There will only be six of us in the meeting.

I can reach back to my college speech classes and try to remember some general principles, but does anyone have more specific advice?

p.s. Does this tool help any when 2 of the people involved aren't getting along so well?

jhack's picture

Terri,

I did this with my team this spring. One guy was clearly not with the program, and he did not really open up. But everyone else was fine, and a couple were into it, and in the end it worked out great.

Just make it clear that you're going to do it. Go first, be genuine, and I think you'll be pleasantly surprised.
John

asteriskrntt1's picture

Have the people you think will be the most enthusiastic go first to set the tone. Leave the fuddy duddies to the end.

ccleveland's picture

Terri,

I just used this tool at a project kick-off meeting last week. We had a group of 15 technical staff and managers from different sites across the U.S. and Canada. Many of the people had never met or worked together. My "High D" boss was there, too.

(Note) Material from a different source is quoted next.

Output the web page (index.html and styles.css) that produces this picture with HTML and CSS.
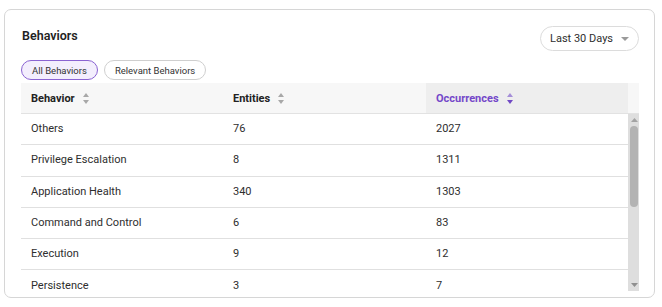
FILE: index.html
```html
<!DOCTYPE html>
<html>
<head>
<meta charset="utf-8">
<link rel="stylesheet" href="styles.css">
</head>
<body>
<div class="card">
  <div class="card-head">
    <h2 class="title">Behaviors</h2>
    <div class="select">
      <span>Last 30 Days</span>
      <svg class="caret" width="8" height="4" viewBox="0 0 8 4"><path d="M0 0 H8 L4 4 Z" fill="#9a9a9a"/></svg>
    </div>
  </div>
  <div class="pills">
    <span class="pill active">All Behaviors</span>
    <span class="pill">Relevant Behaviors</span>
  </div>
  <div class="table">
    <div class="thead">
      <div class="th">Behavior <svg class="sort" width="6" height="11" viewBox="0 0 6 11"><path d="M3 0 L6 4 H0 Z M0 7 H6 L3 11 Z" fill="#a8a8a8"/></svg></div>
      <div class="th">Entities <svg class="sort" width="6" height="11" viewBox="0 0 6 11"><path d="M3 0 L6 4 H0 Z M0 7 H6 L3 11 Z" fill="#a8a8a8"/></svg></div>
      <div class="th sorted">Occurrences <svg class="sort" width="6" height="11" viewBox="0 0 6 11"><path d="M3 0 L6 4 H0 Z" fill="#a58ed8"/><path d="M0 7 H6 L3 11 Z" fill="#7048c4"/></svg></div>
      <div class="th-gutter"></div>
    </div>
    <div class="tbody-wrap">
      <div class="tbody">
        <div class="tr"><div class="td">Others</div><div class="td">76</div><div class="td">2027</div></div>
        <div class="tr"><div class="td">Privilege Escalation</div><div class="td">8</div><div class="td">1311</div></div>
        <div class="tr"><div class="td">Application Health</div><div class="td">340</div><div class="td">1303</div></div>
        <div class="tr"><div class="td">Command and Control</div><div class="td">6</div><div class="td">83</div></div>
        <div class="tr"><div class="td">Execution</div><div class="td">9</div><div class="td">12</div></div>
        <div class="tr"><div class="td">Persistence</div><div class="td">3</div><div class="td">7</div></div>
      </div>
      <div class="scrollbar">
        <svg class="arrow" width="7" height="4" viewBox="0 0 7 4"><path d="M3.5 0 L7 4 H0 Z" fill="#a3a3a3"/></svg>
        <div class="track"><div class="thumb"></div></div>
        <svg class="arrow" width="7" height="4" viewBox="0 0 7 4"><path d="M0 0 H7 L3.5 4 Z" fill="#8f8f8f"/></svg>
      </div>
    </div>
  </div>
</div>
</body>
</html>
```
FILE: styles.css
```css
* { box-sizing: border-box; }
html, body { margin: 0; padding: 0; background: #ffffff; }
body {
  font-family: Roboto, "Liberation Sans", sans-serif;
  color: #2b2b2b;
  width: 662px;
  height: 307px;
  overflow: hidden;
}
.card {
  margin: 9px 0 0 4px;
  width: 651px;
  height: 289px;
  border: 1px solid #d6d6d6;
  border-radius: 7px;
  padding: 16px 15px 0 16px;
  overflow: hidden;
}
.card-head {
  display: flex;
  justify-content: space-between;
  align-items: flex-start;
  height: 25px;
}
.title {
  margin: 0 0 0 1px;
  font-size: 12.5px;
  font-weight: 600;
  line-height: 20px;
  color: #222;
}
.select {
  display: flex;
  align-items: center;
  height: 25px;
  width: 99px;
  border: 1px solid #dcdcdc;
  border-radius: 13px;
  padding: 0 9px 0 9px;
  font-size: 11px;
  color: #2e2e2e;
  justify-content: space-between;
}
.caret { display: block; margin-top: 1px; }
.pills {
  display: flex;
  gap: 6px;
  margin-top: 9px;
  height: 20px;
}
.pill {
  display: flex;
  align-items: center;
  height: 20px;
  padding: 0 10px;
  border: 1px solid #cfcfcf;
  border-radius: 10px;
  font-size: 9.5px;
  color: #333;
  background: #fff;
}
.pill.active {
  border-color: #8a63d2;
  background: #f3eefd;
}
.table {
  margin-top: 3px;
  width: 618px;
}
.thead {
  display: flex;
  height: 31px;
  background: #f7f7f7;
  border-bottom: 1px solid #e2e2e2;
}
.th {
  width: 202px;
  display: flex;
  align-items: center;
  gap: 8px;
  padding: 0 10px;
  font-size: 11px;
  font-weight: 700;
  color: #222;
}
.th:nth-child(2) { width: 203px; }
.th.sorted {
  background: #eeeeee;
  color: #7447c9;
}
.th-gutter { width: 11px; }
.sort { display: block; }
.tbody-wrap {
  display: flex;
  height: 177px;
  overflow: hidden;
}
.tbody { width: 607px; }
.tr {
  display: flex;
  height: 31.3px;
  border-bottom: 1px solid #e0e0e0;
}
.td {
  width: 202px;
  display: flex;
  align-items: center;
  padding: 0 10px;
  font-size: 11px;
  line-height: 12px;
  color: #2e2e2e;
}
.td:nth-child(2) { width: 203px; }
.scrollbar {
  width: 11px;
  background: #dedede;
  display: flex;
  flex-direction: column;
  align-items: center;
  padding: 4px 0 4px 1px;
}
.arrow { display: block; flex: none; }
.track {
  flex: 1;
  width: 100%;
  padding: 4px 1px 0 1px;
}
.thumb {
  width: 8px;
  height: 81px;
  background: #b3b3b3;
  border-radius: 4px;
  margin: 0 auto;
}
```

It went great! The great thing about it is the participants make it as cheesy or "straight" as they want. I got lots of positive feedback about this tool as well as the rest of the all-day kick off meeting. The team is already off to a better start than past projects I've run with similar groups.

My advice: 1. If you have the premium content, use the verbiage from the transcript. 2. Be [u]very, [b]very[/b][/u] supportive and energetic. 3. Prepare two sheets in advance: a "creative example" to show them what to draw and your own sheet to start the presentations.

Best wishes. Let us know how it went!

CC

WillDuke's picture

Good advice above, but I can't resist chiming in. I used to teach techie classes at the local community college. I always started off with a round of getting to know you. If someone looked resistant, or was short, I asked questions to draw them out. Make them easy questions. If you have already been doing O3s with them, work in something they're proud of. Let 'em shine a little. Everybody likes that. Spend the extra prep time, you're setting a tone for a long time.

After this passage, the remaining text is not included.